Quote, verbatim, all material below, without pictures.

** Begin Source material **

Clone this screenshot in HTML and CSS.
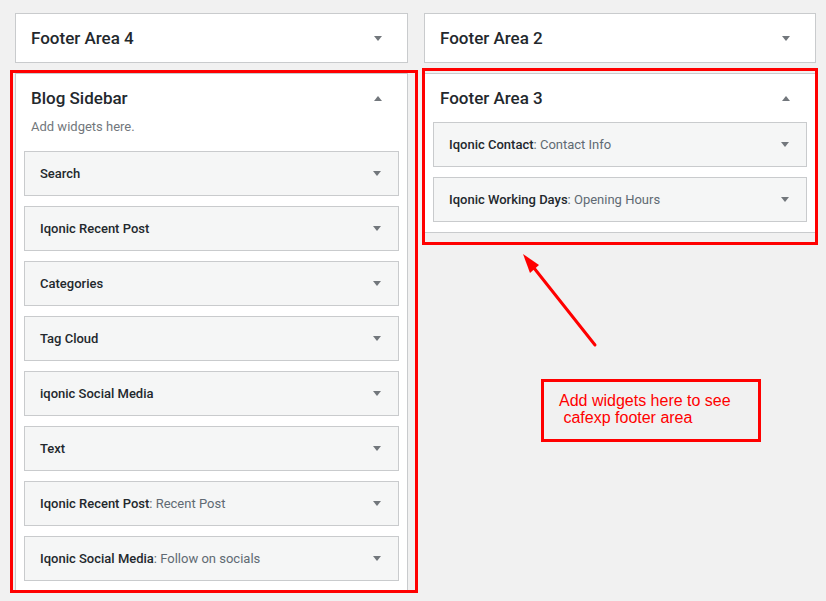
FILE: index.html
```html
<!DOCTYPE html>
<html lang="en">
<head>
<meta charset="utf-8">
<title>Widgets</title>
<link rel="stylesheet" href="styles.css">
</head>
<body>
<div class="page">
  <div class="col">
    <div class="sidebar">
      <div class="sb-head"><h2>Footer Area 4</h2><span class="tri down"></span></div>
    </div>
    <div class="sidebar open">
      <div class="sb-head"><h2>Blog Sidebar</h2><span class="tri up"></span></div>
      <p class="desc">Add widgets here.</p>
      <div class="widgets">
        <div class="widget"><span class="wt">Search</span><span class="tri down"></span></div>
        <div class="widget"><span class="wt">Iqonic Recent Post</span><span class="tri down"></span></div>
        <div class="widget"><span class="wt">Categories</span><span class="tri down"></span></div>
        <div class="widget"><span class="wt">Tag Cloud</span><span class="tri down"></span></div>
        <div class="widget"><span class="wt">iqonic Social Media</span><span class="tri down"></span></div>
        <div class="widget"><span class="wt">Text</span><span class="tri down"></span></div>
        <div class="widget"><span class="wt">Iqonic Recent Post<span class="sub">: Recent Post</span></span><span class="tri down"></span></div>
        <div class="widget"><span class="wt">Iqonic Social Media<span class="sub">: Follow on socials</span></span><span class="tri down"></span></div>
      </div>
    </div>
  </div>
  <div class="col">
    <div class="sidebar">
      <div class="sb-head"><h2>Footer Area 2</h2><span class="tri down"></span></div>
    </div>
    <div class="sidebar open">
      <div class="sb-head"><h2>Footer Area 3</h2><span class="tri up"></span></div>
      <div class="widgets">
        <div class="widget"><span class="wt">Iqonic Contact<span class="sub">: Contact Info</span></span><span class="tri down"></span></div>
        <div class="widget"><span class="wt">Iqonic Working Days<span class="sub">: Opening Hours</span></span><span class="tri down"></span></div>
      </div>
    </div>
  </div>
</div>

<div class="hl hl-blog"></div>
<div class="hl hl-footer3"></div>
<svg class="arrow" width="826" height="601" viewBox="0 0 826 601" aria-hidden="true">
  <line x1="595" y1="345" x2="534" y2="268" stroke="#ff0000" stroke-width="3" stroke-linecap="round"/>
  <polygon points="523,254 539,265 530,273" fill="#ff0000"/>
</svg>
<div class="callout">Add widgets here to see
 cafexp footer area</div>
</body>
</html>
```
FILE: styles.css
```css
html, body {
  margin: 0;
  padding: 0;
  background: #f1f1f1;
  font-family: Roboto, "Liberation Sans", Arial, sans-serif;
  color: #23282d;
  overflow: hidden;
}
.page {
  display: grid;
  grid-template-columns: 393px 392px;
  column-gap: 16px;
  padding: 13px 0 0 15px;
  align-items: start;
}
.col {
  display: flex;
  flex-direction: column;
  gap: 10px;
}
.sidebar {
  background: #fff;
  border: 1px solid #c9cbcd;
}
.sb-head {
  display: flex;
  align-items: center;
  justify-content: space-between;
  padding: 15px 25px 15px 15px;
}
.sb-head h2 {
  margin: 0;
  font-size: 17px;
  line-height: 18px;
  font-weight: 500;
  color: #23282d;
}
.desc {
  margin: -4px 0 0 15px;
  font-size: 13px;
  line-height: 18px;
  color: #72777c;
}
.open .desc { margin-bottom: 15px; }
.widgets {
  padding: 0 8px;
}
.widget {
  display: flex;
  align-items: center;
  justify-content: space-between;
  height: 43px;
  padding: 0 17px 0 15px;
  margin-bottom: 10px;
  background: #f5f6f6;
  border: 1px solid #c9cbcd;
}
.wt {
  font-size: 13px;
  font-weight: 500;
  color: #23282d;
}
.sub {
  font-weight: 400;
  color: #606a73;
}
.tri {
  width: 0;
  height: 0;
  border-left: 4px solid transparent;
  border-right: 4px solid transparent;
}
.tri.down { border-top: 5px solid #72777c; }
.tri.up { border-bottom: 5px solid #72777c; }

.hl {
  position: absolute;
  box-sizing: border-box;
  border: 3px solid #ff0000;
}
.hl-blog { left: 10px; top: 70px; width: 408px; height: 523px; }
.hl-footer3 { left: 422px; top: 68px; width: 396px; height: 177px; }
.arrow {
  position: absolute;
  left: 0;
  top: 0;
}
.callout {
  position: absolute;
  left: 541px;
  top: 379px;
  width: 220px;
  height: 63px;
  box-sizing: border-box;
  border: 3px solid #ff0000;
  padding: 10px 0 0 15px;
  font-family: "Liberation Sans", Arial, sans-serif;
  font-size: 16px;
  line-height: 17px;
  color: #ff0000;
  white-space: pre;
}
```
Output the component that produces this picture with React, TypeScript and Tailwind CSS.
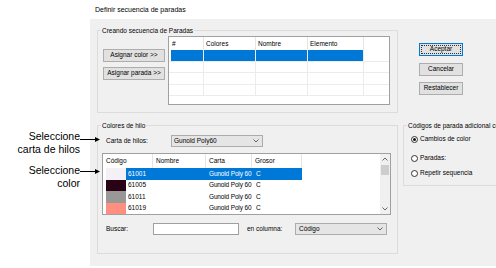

** End Source material **

Written solution:
Clone this screenshot in HTML and CSS.
FILE: index.html
```html
<!DOCTYPE html>
<html lang="en">
<head>
<meta charset="utf-8">
<title>Widgets</title>
<link rel="stylesheet" href="styles.css">
</head>
<body>
<div class="page">
  <div class="col">
    <div class="sidebar">
      <div class="sb-head"><h2>Footer Area 4</h2><span class="tri down"></span></div>
    </div>
    <div class="sidebar open">
      <div class="sb-head"><h2>Blog Sidebar</h2><span class="tri up"></span></div>
      <p class="desc">Add widgets here.</p>
      <div class="widgets">
        <div class="widget"><span class="wt">Search</span><span class="tri down"></span></div>
        <div class="widget"><span class="wt">Iqonic Recent Post</span><span class="tri down"></span></div>
        <div class="widget"><span class="wt">Categories</span><span class="tri down"></span></div>
        <div class="widget"><span class="wt">Tag Cloud</span><span class="tri down"></span></div>
        <div class="widget"><span class="wt">iqonic Social Media</span><span class="tri down"></span></div>
        <div class="widget"><span class="wt">Text</span><span class="tri down"></span></div>
        <div class="widget"><span class="wt">Iqonic Recent Post<span class="sub">: Recent Post</span></span><span class="tri down"></span></div>
        <div class="widget"><span class="wt">Iqonic Social Media<span class="sub">: Follow on socials</span></span><span class="tri down"></span></div>
      </div>
    </div>
  </div>
  <div class="col">
    <div class="sidebar">
      <div class="sb-head"><h2>Footer Area 2</h2><span class="tri down"></span></div>
    </div>
    <div class="sidebar open">
      <div class="sb-head"><h2>Footer Area 3</h2><span class="tri up"></span></div>
      <div class="widgets">
        <div class="widget"><span class="wt">Iqonic Contact<span class="sub">: Contact Info</span></span><span class="tri down"></span></div>
        <div class="widget"><span class="wt">Iqonic Working Days<span class="sub">: Opening Hours</span></span><span class="tri down"></span></div>
      </div>
    </div>
  </div>
</div>

<div class="hl hl-blog"></div>
<div class="hl hl-footer3"></div>
<svg class="arrow" width="826" height="601" viewBox="0 0 826 601" aria-hidden="true">
  <line x1="595" y1="345" x2="534" y2="268" stroke="#ff0000" stroke-width="3" stroke-linecap="round"/>
  <polygon points="523,254 539,265 530,273" fill="#ff0000"/>
</svg>
<div class="callout">Add widgets here to see
 cafexp footer area</div>
</body>
</html>
```
FILE: styles.css
```css
html, body {
  margin: 0;
  padding: 0;
  background: #f1f1f1;
  font-family: Roboto, "Liberation Sans", Arial, sans-serif;
  color: #23282d;
  overflow: hidden;
}
.page {
  display: grid;
  grid-template-columns: 393px 392px;
  column-gap: 16px;
  padding: 13px 0 0 15px;
  align-items: start;
}
.col {
  display: flex;
  flex-direction: column;
  gap: 10px;
}
.sidebar {
  background: #fff;
  border: 1px solid #c9cbcd;
}
.sb-head {
  display: flex;
  align-items: center;
  justify-content: space-between;
  padding: 15px 25px 15px 15px;
}
.sb-head h2 {
  margin: 0;
  font-size: 17px;
  line-height: 18px;
  font-weight: 500;
  color: #23282d;
}
.desc {
  margin: -4px 0 0 15px;
  font-size: 13px;
  line-height: 18px;
  color: #72777c;
}
.open .desc { margin-bottom: 15px; }
.widgets {
  padding: 0 8px;
}
.widget {
  display: flex;
  align-items: center;
  justify-content: space-between;
  height: 43px;
  padding: 0 17px 0 15px;
  margin-bottom: 10px;
  background: #f5f6f6;
  border: 1px solid #c9cbcd;
}
.wt {
  font-size: 13px;
  font-weight: 500;
  color: #23282d;
}
.sub {
  font-weight: 400;
  color: #606a73;
}
.tri {
  width: 0;
  height: 0;
  border-left: 4px solid transparent;
  border-right: 4px solid transparent;
}
.tri.down { border-top: 5px solid #72777c; }
.tri.up { border-bottom: 5px solid #72777c; }

.hl {
  position: absolute;
  box-sizing: border-box;
  border: 3px solid #ff0000;
}
.hl-blog { left: 10px; top: 70px; width: 408px; height: 523px; }
.hl-footer3 { left: 422px; top: 68px; width: 396px; height: 177px; }
.arrow {
  position: absolute;
  left: 0;
  top: 0;
}
.callout {
  position: absolute;
  left: 541px;
  top: 379px;
  width: 220px;
  height: 63px;
  box-sizing: border-box;
  border: 3px solid #ff0000;
  padding: 10px 0 0 15px;
  font-family: "Liberation Sans", Arial, sans-serif;
  font-size: 16px;
  line-height: 17px;
  color: #ff0000;
  white-space: pre;
}
```
Output the component that produces this picture with React, TypeScript and Tailwind CSS.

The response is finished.